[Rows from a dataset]
= = = =
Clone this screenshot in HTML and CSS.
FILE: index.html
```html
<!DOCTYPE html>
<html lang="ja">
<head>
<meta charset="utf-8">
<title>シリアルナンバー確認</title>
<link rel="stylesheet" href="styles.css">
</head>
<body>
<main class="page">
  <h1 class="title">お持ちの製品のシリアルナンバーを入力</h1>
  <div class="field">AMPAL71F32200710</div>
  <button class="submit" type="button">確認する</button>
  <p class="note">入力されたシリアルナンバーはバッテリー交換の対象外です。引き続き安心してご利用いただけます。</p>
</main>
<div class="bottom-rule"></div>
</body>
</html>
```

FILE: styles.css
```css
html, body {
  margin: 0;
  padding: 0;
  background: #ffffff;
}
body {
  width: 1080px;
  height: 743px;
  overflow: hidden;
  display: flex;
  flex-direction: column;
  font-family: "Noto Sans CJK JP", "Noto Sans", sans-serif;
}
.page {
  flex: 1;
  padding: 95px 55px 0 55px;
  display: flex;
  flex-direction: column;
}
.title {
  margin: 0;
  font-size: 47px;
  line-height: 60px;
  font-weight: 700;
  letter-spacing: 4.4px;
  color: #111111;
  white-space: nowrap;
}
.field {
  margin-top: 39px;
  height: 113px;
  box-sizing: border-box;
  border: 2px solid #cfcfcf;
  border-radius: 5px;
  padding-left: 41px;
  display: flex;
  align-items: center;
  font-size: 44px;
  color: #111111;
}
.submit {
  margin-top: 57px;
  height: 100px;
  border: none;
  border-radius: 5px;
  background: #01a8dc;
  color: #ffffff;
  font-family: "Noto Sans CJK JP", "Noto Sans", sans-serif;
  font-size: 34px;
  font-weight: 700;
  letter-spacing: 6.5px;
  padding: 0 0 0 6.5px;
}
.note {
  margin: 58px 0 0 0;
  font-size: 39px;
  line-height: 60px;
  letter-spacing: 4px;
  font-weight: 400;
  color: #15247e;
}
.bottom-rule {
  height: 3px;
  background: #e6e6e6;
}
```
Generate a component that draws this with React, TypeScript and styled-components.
= = = =
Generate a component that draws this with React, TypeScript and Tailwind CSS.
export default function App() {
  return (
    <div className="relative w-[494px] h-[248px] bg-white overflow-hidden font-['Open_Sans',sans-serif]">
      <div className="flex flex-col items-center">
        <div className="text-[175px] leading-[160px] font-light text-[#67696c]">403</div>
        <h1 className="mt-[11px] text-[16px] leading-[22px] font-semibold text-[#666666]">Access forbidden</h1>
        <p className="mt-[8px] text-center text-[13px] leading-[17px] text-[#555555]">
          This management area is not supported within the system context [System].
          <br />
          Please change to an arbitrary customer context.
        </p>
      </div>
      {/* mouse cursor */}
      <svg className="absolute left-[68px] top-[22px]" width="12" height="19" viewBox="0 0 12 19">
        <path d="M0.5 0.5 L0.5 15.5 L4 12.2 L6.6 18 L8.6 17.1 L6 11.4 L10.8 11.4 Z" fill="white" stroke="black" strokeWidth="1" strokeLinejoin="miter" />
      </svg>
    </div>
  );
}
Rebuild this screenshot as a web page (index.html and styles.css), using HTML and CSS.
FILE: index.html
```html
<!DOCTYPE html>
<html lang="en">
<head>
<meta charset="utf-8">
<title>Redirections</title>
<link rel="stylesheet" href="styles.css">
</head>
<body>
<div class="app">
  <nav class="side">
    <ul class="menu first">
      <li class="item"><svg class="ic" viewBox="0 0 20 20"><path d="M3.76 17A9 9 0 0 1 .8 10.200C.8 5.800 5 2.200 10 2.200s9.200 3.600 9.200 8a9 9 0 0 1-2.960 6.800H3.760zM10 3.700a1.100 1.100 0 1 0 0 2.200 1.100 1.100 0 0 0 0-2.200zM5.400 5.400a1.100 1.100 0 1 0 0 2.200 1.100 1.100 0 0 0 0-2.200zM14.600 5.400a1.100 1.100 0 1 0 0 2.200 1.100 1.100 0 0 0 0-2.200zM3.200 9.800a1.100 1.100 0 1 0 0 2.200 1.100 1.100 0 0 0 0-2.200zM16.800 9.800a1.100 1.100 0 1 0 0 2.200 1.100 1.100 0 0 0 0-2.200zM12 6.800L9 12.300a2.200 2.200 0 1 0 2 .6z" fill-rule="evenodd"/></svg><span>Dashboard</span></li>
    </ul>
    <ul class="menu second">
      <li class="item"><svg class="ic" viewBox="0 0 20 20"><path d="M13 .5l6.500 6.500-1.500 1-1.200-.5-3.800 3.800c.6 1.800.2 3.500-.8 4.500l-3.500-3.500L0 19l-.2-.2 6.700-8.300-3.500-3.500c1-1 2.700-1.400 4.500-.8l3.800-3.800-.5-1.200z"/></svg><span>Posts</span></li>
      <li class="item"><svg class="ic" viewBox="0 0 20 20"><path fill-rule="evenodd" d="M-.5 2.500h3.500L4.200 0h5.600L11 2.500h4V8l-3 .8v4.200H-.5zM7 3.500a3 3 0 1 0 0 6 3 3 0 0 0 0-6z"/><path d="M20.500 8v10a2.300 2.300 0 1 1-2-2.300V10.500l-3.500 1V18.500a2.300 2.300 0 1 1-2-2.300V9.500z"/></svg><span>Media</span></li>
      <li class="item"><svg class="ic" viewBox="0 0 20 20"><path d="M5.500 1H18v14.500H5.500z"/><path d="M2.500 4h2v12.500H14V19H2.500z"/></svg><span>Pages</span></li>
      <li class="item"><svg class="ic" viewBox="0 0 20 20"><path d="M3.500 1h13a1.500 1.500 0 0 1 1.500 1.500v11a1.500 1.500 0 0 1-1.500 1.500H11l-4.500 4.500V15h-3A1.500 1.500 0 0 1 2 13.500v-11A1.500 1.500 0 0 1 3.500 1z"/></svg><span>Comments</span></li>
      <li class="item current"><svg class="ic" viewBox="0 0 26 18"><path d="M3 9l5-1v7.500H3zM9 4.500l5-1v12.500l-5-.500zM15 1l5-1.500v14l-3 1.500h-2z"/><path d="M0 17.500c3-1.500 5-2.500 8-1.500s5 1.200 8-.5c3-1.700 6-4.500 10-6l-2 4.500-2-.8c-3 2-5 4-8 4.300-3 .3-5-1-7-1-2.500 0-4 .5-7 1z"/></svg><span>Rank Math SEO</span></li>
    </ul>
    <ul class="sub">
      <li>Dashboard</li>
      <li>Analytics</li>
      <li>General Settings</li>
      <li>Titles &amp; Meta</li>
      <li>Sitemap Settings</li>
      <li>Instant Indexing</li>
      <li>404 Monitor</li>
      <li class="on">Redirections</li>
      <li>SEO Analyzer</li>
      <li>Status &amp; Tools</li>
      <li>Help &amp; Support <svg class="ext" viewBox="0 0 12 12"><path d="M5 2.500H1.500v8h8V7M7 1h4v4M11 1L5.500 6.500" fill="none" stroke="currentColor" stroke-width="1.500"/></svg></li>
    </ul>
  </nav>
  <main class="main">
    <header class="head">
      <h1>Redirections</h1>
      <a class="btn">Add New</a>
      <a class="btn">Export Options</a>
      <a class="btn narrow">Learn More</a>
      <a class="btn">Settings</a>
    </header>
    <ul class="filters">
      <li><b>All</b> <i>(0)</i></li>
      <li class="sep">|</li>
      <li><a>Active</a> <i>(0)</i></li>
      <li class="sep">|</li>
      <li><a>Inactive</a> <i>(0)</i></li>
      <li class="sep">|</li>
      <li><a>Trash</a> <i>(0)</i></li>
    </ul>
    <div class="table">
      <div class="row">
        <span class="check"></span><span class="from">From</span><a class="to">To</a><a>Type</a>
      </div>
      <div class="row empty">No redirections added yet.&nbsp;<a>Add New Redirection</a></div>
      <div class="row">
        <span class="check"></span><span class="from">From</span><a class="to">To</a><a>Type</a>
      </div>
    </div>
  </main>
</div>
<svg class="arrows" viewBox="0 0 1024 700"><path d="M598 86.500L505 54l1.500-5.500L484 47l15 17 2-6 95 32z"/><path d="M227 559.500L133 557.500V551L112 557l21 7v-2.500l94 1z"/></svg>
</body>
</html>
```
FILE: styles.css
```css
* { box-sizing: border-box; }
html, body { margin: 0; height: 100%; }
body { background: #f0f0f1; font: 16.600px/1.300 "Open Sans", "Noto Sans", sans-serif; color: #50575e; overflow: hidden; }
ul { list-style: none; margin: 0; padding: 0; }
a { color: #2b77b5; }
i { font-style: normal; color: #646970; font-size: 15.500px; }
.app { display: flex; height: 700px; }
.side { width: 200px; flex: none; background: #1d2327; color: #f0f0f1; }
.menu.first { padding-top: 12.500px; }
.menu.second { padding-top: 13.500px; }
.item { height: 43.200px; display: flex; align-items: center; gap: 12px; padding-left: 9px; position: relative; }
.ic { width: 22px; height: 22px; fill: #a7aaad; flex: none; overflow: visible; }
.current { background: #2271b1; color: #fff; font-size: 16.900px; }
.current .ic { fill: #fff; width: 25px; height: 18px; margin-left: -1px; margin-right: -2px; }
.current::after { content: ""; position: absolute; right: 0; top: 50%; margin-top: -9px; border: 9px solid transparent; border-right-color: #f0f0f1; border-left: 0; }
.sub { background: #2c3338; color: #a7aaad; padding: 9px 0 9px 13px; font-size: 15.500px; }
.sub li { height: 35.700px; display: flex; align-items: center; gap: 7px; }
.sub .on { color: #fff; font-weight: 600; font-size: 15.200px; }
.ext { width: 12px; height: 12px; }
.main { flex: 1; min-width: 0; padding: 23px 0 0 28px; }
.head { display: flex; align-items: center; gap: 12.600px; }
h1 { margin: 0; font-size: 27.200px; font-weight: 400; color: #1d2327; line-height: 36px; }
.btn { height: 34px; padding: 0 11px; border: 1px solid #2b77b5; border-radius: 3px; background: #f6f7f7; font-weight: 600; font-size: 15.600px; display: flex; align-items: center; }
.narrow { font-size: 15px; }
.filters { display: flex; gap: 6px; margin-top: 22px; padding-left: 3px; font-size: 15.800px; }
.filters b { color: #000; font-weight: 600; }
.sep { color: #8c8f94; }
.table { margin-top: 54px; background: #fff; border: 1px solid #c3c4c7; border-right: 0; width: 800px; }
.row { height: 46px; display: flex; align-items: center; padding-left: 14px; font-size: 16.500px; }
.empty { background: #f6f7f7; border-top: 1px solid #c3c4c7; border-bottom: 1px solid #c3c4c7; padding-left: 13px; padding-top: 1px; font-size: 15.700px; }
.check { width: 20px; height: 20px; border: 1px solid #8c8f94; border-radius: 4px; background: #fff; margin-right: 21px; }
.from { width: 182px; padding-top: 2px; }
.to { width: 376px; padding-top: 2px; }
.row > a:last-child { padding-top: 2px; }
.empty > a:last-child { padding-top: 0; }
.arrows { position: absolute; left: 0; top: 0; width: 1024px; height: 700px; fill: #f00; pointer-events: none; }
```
= = = =
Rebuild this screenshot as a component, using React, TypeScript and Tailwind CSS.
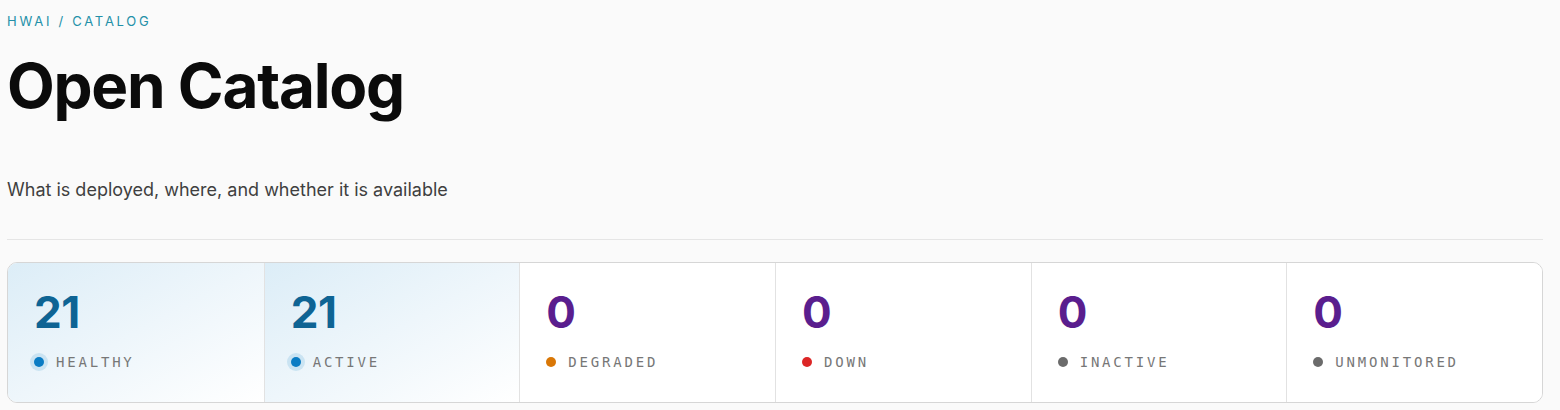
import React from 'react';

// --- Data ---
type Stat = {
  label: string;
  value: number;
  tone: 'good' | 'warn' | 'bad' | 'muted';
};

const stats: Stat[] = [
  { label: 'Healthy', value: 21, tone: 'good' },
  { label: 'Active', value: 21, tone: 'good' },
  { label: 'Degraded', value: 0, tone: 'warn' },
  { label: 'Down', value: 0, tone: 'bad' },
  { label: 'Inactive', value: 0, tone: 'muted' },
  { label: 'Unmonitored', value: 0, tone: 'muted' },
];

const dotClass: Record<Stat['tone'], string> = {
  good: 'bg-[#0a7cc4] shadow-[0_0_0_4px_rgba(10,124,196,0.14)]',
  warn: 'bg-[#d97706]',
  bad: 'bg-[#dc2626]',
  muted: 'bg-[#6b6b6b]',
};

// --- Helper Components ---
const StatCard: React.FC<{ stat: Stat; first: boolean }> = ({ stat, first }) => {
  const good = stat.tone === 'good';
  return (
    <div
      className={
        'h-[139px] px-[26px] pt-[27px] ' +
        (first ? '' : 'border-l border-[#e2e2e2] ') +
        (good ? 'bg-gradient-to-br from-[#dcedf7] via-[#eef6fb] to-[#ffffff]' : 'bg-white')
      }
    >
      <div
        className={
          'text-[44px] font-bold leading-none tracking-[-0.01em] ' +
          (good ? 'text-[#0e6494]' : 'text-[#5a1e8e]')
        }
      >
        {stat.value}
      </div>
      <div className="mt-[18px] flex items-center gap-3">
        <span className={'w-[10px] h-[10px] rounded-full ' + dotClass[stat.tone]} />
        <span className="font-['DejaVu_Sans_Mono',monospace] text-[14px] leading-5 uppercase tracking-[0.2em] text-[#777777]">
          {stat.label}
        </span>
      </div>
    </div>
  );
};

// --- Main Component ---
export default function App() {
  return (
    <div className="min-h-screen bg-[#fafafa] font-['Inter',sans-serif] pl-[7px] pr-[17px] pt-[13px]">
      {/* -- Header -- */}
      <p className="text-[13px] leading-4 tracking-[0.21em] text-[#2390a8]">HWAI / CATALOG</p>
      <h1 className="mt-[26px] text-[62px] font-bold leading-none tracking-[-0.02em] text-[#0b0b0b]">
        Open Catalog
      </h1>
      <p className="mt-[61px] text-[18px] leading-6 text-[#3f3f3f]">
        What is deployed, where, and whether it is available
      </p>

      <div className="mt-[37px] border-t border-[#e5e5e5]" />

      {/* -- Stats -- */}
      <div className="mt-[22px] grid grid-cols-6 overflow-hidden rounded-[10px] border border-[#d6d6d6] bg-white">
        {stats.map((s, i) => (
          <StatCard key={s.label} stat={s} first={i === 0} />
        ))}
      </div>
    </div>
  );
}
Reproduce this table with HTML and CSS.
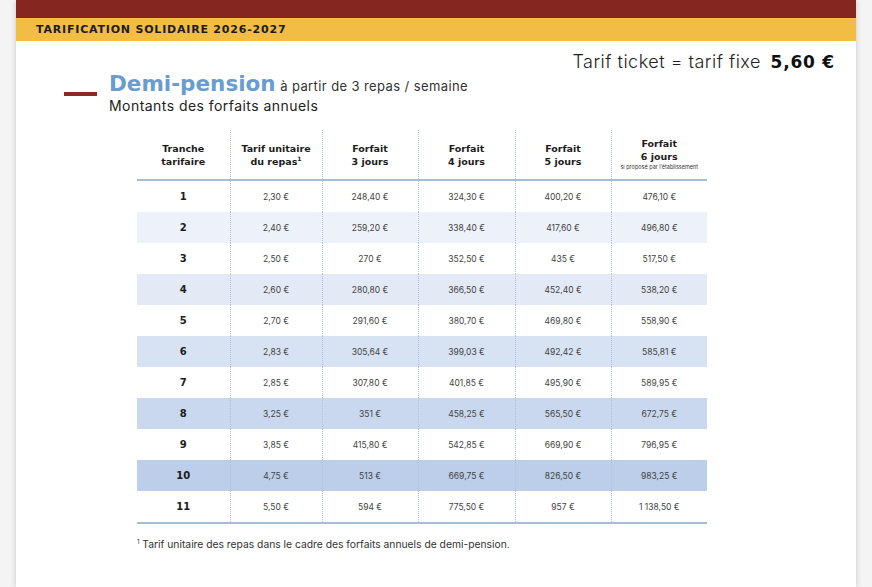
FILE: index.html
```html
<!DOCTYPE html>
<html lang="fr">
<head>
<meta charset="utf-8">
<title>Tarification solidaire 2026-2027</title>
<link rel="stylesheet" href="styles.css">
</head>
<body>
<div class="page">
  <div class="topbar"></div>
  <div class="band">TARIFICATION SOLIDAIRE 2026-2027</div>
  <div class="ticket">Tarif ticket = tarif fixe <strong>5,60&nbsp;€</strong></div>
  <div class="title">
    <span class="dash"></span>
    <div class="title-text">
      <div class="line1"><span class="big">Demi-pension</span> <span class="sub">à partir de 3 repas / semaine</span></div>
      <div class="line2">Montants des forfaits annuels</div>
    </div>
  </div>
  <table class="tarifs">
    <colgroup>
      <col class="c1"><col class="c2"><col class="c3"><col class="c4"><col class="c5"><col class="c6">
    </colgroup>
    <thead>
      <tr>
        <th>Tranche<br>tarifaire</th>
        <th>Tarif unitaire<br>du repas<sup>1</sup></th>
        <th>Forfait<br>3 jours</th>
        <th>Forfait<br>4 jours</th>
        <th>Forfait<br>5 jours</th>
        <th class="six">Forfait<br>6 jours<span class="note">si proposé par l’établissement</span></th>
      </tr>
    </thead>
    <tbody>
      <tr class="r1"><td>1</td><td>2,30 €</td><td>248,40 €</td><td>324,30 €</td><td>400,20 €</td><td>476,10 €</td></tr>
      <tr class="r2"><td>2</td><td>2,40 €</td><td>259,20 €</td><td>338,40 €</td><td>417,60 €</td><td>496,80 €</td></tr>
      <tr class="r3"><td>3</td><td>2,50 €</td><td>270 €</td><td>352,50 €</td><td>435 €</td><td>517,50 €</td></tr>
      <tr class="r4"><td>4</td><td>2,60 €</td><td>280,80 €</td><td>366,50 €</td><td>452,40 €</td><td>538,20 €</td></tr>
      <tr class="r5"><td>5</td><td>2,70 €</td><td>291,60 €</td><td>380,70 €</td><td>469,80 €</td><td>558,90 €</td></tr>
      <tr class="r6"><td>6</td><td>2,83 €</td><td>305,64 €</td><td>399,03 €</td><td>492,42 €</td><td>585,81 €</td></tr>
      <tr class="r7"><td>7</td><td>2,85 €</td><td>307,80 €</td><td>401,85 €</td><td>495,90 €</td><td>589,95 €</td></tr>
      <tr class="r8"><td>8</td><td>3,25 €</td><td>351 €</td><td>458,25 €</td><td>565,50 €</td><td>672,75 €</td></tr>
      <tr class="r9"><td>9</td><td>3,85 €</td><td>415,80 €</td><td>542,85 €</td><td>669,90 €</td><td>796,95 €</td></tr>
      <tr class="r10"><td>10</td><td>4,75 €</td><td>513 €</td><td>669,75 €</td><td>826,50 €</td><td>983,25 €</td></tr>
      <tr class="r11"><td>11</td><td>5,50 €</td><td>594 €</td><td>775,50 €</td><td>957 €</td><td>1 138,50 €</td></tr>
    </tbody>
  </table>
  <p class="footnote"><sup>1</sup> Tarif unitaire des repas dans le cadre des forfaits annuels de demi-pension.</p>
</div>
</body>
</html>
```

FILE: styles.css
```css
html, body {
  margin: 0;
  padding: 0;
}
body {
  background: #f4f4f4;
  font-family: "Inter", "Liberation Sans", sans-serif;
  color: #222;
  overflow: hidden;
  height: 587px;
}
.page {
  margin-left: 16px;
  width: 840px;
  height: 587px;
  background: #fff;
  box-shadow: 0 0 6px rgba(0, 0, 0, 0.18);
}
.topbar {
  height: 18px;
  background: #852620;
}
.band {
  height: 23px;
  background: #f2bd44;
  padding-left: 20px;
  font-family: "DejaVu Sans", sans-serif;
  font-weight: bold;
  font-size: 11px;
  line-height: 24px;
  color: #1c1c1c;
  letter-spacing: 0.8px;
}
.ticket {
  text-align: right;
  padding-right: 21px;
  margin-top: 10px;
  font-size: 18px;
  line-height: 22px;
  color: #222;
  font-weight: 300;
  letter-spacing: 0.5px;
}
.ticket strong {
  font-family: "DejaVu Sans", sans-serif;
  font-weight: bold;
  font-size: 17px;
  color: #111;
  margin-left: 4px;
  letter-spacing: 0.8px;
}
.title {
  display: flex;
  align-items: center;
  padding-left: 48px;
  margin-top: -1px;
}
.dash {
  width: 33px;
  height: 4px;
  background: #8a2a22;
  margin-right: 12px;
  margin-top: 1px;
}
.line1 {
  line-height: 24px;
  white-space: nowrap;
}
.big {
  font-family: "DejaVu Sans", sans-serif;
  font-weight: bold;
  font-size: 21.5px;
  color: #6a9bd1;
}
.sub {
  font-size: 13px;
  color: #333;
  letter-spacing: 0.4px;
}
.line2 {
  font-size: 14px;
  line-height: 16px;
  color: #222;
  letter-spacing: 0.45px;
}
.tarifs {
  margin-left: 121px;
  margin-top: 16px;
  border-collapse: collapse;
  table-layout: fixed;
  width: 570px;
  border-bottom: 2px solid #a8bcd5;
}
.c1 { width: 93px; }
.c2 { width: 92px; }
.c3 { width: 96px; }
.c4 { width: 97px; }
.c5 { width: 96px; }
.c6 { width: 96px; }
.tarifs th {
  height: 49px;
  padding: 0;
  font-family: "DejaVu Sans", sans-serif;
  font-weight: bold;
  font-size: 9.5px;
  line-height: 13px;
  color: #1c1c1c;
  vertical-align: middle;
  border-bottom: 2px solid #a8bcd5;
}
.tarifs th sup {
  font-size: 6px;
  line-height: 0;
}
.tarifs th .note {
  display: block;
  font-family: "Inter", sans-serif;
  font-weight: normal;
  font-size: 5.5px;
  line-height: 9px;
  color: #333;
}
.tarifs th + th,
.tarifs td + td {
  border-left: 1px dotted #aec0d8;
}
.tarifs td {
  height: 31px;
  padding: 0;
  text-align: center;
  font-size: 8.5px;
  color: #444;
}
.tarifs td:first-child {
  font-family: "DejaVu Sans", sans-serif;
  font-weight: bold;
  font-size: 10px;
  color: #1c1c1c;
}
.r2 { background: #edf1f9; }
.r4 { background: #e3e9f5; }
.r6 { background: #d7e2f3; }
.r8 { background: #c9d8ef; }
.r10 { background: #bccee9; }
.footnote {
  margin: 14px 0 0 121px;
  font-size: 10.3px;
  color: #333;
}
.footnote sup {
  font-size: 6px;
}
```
= = = =
Search the data above for lines holding "that" and copy each of them.

→ Response for this exercise:
Generate a component that draws this with React, TypeScript and styled-components.
Generate a component that draws this with React, TypeScript and Tailwind CSS.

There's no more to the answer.